Today Bill 78 is getting challenged in a Quebec court room. Bill 78, also known in pure 1984 doublespeak as “An Act to enable students to receive instruction from the postsecondary institutions they attend,” is an emergency law passed on 18 May 2012 by the National Assembly of Quebec. The law restricts freedom of assembly, protest, or picketing on or near university grounds, and anywhere in Quebec without prior police (state) approval. Bill 78 was drafted by members of the Quebec Liberal Party, introduced by Education Minister Michelle Courchesne, and passed with the support of the Coalition Avenir Québec party in response to ongoing student protests over proposed tuition increases.
The Quebec Human Rights Commission has rightfully condemned the legislation and the Canadian Association of University Teachers has condemned the law for “violating fundamental freedoms of association, assembly, and expression”, its president calling it “a terrible act of mass repression.”
Louis Masson, head of the Bar of Quebec has questioned the constitutionality of the law while a Laval law professor stated, “Read it. Stunned. Can’t believe that a democratic government can adopt such a law.”
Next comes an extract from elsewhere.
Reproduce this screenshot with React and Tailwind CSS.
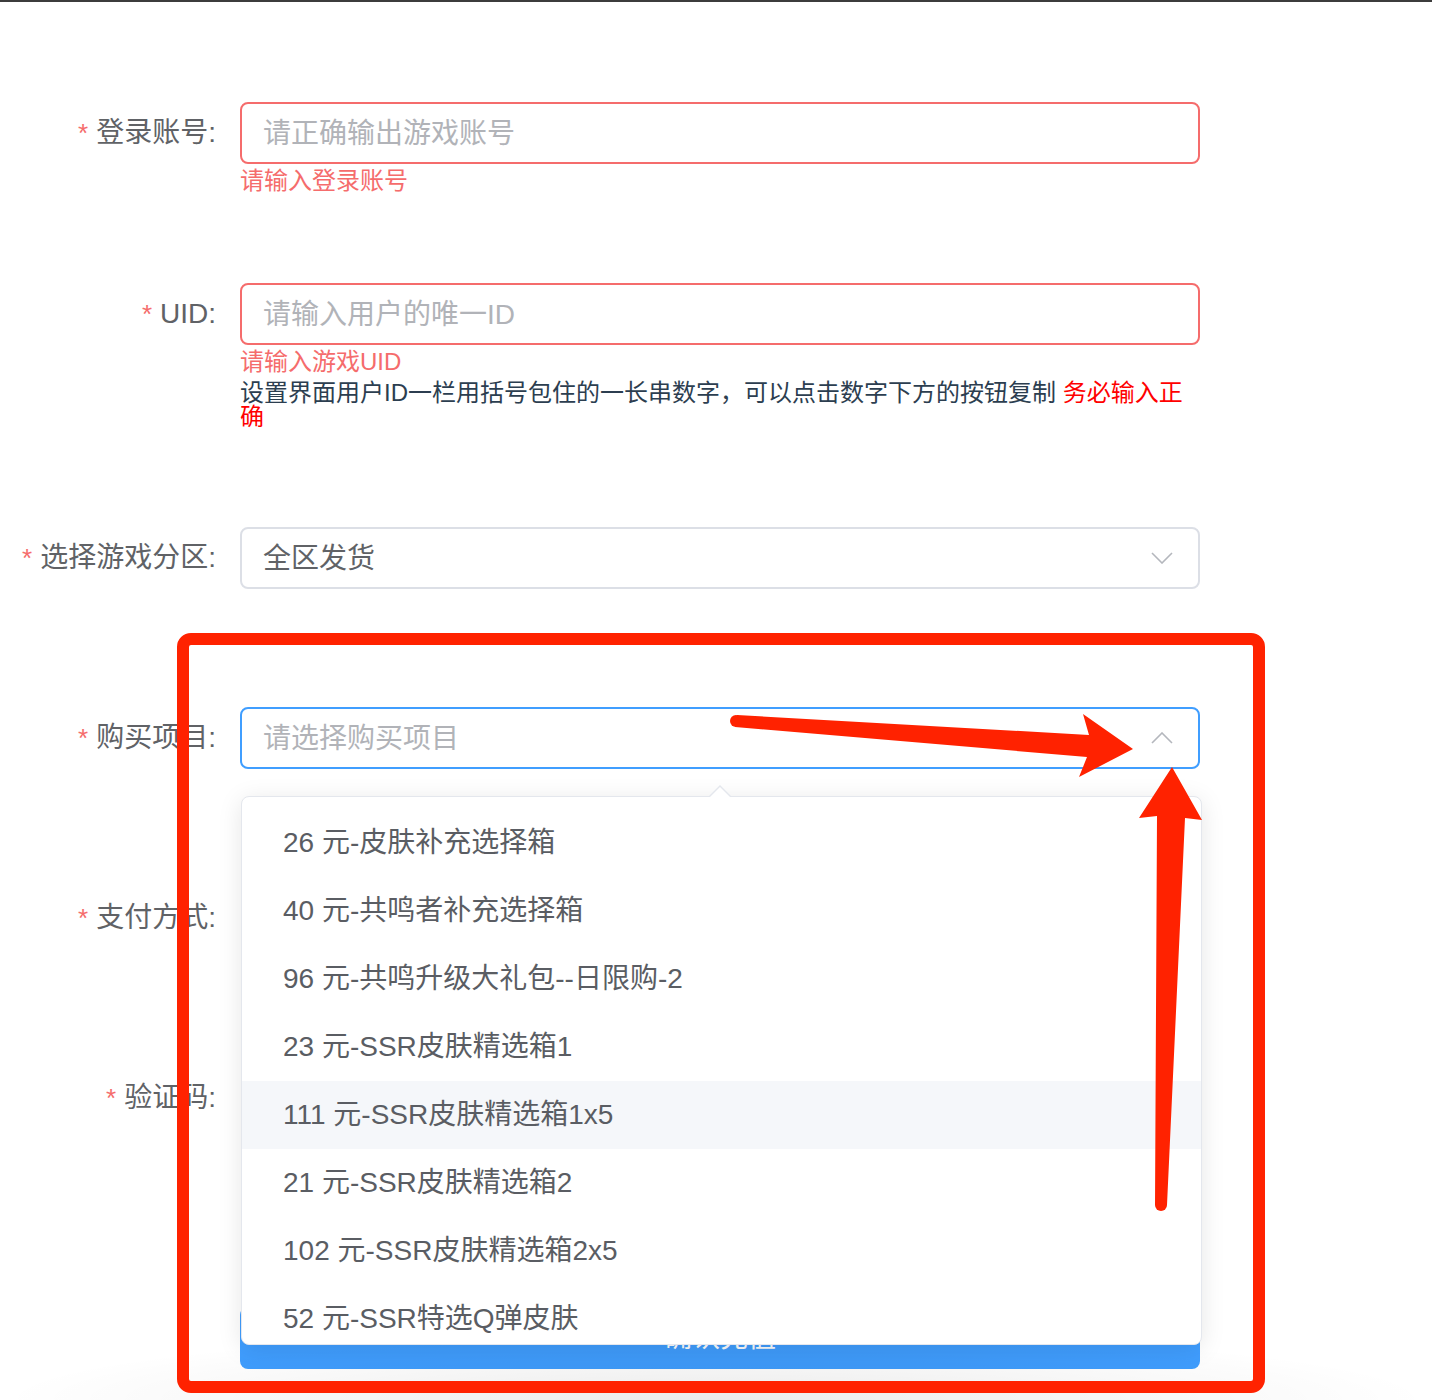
import React from 'react';

const options = [
  '26 元-皮肤补充选择箱',
  '40 元-共鸣者补充选择箱',
  '96 元-共鸣升级大礼包--日限购-2',
  '23 元-SSR皮肤精选箱1',
  '111 元-SSR皮肤精选箱1x5',
  '21 元-SSR皮肤精选箱2',
  '102 元-SSR皮肤精选箱2x5',
  '52 元-SSR特选Q弹皮肤',
];

function Label({ children }) {
  return (
    <label className="w-[240px] shrink-0 pr-[24px] text-right text-[28px] leading-[62px] text-[#606266] whitespace-nowrap">
      <span className="text-[#f56c6c] mr-[8px] text-[26px]">*</span>
      {children}
    </label>
  );
}

function Chevron({ up }) {
  return (
    <svg width="22" height="12" viewBox="0 0 22 12" className="absolute right-[25px] top-1/2 -translate-y-1/2">
      <polyline
        points={up ? '1,11 11,1 21,11' : '1,1 11,11 21,1'}
        fill="none"
        stroke="#b4b7bd"
        strokeWidth="1.6"
      />
    </svg>
  );
}

export default function App() {
  return (
    <div className="relative h-[1400px] bg-white overflow-hidden font-['Liberation_Sans','Noto_Sans_CJK_SC',sans-serif]">
      <div className="h-[2px] bg-[#3c3c3c]" />

      <form className="pt-[100px] w-[1200px]">
        {/* 登录账号 */}
        <div className="flex mb-[119px]">
          <Label>登录账号:</Label>
          <div className="relative w-[960px]">
            <div className="h-[62px] border-2 border-[#f56c6c] rounded-[8px] pl-[21px] pt-[2px] flex items-center text-[28px] text-[#b1b3b8]">
              请正确输出游戏账号
            </div>
            <div className="absolute left-0 top-full pt-[4px] text-[24px] leading-[26px] text-[#f56c6c]">请输入登录账号</div>
          </div>
        </div>

        {/* UID */}
        <div className="flex mb-[98px]">
          <Label>UID:</Label>
          <div className="w-[960px]">
            <div className="relative">
              <div className="h-[62px] border-2 border-[#f56c6c] rounded-[8px] pl-[21px] pt-[2px] flex items-center text-[28px] text-[#b1b3b8]">
                请输入用户的唯一ID
              </div>
              <div className="absolute left-0 top-full pt-[4px] text-[24px] leading-[26px] text-[#f56c6c]">请输入游戏UID</div>
            </div>
            <p className="mt-[36px] text-[24px] leading-[24px] text-[#2c3e50] whitespace-nowrap">
              设置界面用户ID一栏用括号包住的一长串数字，可以点击数字下方的按钮复制{' '}
              <span className="text-[#ff0000]">
                务必输入正
                <br />确
              </span>
            </p>
          </div>
        </div>

        {/* 选择游戏分区 */}
        <div className="flex mb-[118px]">
          <Label>选择游戏分区:</Label>
          <div className="relative w-[960px]">
            <div className="relative h-[62px] border-2 border-[#dcdfe6] rounded-[8px] pl-[21px] pt-[2px] flex items-center text-[28px] text-[#606266]">
              全区发货
              <Chevron />
            </div>
          </div>
        </div>

        {/* 购买项目 */}
        <div className="relative z-10 flex mb-[118px]">
          <Label>购买项目:</Label>
          <div className="relative w-[960px]">
            <div className="relative h-[62px] border-2 border-[#409eff] rounded-[8px] pl-[21px] pt-[2px] flex items-center text-[28px] text-[#b1b3b8]">
              请选择购买项目
              <Chevron up />
            </div>

            {/* dropdown */}
            <div className="absolute left-[1px] top-full mt-[27px] w-[961px]">
              <div className="absolute left-[468px] -top-[11px] w-0 h-0 border-x-[11px] border-x-transparent border-b-[11px] border-b-[#e4e7ed]" />
              <div className="absolute left-[469px] -top-[9px] w-0 h-0 border-x-[10px] border-x-transparent border-b-[10px] border-b-white" />
              <div className="h-[549px] overflow-hidden bg-white border border-[#e4e7ed] rounded-[8px] shadow-[0_4px_24px_0_rgba(0,0,0,0.1)] pt-[12px]">
                {options.map((o, i) => (
                  <div
                    key={o}
                    className={`h-[68px] pl-[41px] flex items-center text-[28px] text-[#5a5d63] whitespace-nowrap ${i === 4 ? 'bg-[#f5f7fa]' : ''}`}
                  >
                    {o}
                  </div>
                ))}
              </div>
            </div>
          </div>
        </div>

        {/* 支付方式 */}
        <div className="flex mb-[118px]">
          <Label>支付方式:</Label>
          <div className="w-[960px] h-[62px]" />
        </div>

        {/* 验证码 */}
        <div className="flex mb-[178px]">
          <Label>验证码:</Label>
          <div className="w-[960px] h-[62px]" />
        </div>

        <div className="flex">
          <div className="w-[240px] shrink-0" />
          <button type="button" className="w-[960px] h-[62px] rounded-[8px] bg-[#409eff] text-white text-[28px]">
            确认充值
          </button>
        </div>
      </form>

      {/* soft shadow at the bottom edge */}
      <div className="pointer-events-none absolute inset-x-0 bottom-0 h-[70px] bg-[radial-gradient(ellipse_50%_100%_at_50%_100%,rgba(0,0,0,0.08),transparent)]" />

      {/* annotation box */}
      <div className="pointer-events-none absolute z-20 left-[177px] top-[633px] w-[1088px] h-[760px] border-[12px] border-[#ff2200] rounded-[14px]" />

      {/* annotation arrows */}
      <svg className="pointer-events-none absolute z-20 left-0 top-0" width="1432" height="1400" viewBox="0 0 1432 1400">
        <polygon
          fill="#ff2200"
          points="737,715 1089,735 1083,714 1133,749 1079,777 1087,757 735,727"
        />
        <circle cx="736" cy="721" r="6" fill="#ff2200" />
        <polygon
          fill="#ff2200"
          points="1157,816 1139,818 1172,767 1202,820 1185,818 1167,1205 1155,1205"
        />
        <circle cx="1161" cy="1205" r="6" fill="#ff2200" />
      </svg>
    </div>
  );
}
Bill 78 is something I’d expect in a dictatorship state like Syria. To see politicians in Canada stand behind something like this is troubling to say the least. No one should be required to have state approval before speaking out or protesting. What we really need is a Bill to get rid of governments that would dare to enact such a law and one that will disqualify any politician from running for public office in the future if they support it. Don’t they take an oath swearing to protect these freedoms?
There’s a petition here.
- Quebec student leaders say province budging on tuition (cbc.ca)
- How a student uprising is reshaping Quebec (cbc.ca)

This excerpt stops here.